The problem >>
Lines holding the string "page" are the ones to copy; find them all in the data.
++++
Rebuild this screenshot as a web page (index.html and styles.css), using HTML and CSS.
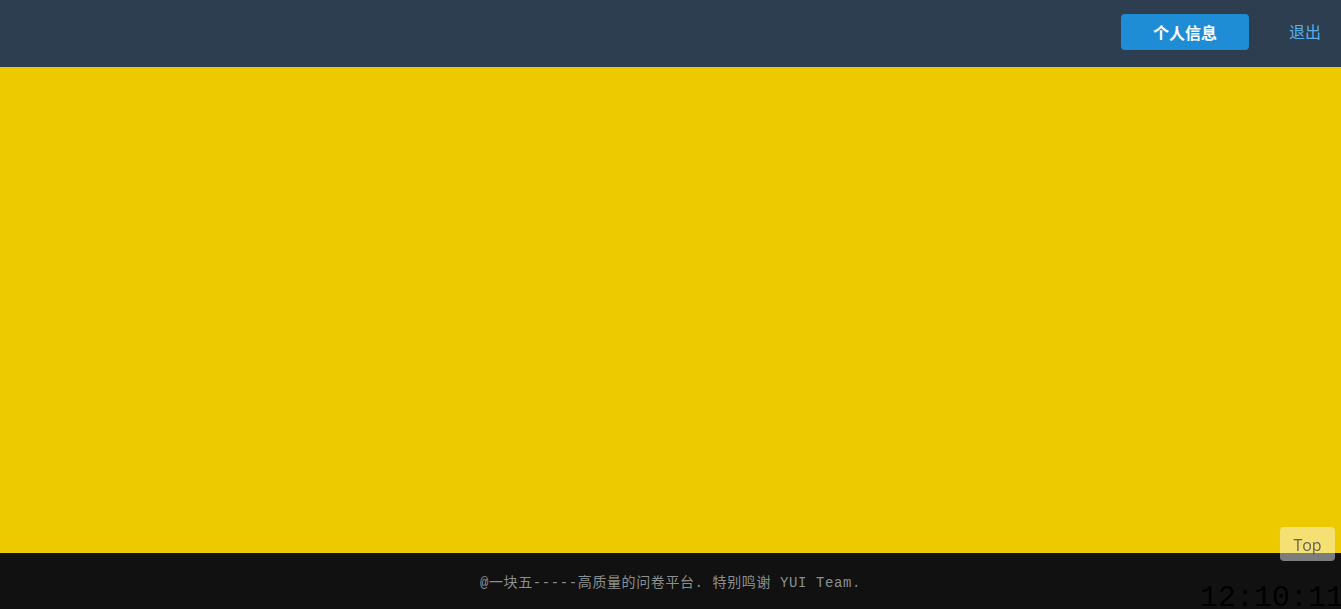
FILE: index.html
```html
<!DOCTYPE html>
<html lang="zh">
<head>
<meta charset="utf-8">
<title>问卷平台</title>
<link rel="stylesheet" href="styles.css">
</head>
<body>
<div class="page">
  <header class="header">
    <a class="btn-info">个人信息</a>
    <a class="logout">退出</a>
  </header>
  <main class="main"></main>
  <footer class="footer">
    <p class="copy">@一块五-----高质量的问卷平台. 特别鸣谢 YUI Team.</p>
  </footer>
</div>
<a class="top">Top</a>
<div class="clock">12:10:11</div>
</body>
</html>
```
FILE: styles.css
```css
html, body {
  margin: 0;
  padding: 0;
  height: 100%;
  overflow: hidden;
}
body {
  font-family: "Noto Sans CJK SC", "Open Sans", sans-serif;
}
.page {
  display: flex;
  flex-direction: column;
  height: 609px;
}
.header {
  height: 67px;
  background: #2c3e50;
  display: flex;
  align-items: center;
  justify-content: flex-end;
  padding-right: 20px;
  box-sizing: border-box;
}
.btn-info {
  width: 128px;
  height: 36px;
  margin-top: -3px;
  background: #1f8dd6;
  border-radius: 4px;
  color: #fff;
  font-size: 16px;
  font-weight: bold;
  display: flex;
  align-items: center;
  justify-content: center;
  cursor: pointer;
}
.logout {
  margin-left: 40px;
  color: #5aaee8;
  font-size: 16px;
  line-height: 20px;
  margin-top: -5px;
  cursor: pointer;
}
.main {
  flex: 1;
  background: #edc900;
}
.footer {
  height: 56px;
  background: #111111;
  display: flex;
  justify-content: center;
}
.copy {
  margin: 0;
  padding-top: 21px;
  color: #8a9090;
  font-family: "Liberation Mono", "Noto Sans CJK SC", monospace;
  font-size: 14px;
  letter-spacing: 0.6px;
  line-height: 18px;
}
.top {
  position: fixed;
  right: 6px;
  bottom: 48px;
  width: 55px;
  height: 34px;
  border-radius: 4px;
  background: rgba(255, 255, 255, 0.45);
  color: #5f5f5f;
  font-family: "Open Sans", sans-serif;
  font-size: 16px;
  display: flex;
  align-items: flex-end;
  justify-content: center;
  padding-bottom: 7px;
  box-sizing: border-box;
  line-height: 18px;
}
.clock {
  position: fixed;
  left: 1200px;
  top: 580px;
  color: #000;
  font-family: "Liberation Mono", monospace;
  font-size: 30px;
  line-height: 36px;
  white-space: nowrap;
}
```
++++
Output of the exercise >>
Rebuild this screenshot as a web page (index.html and styles.css), using HTML and CSS.
<div class="page">
.page {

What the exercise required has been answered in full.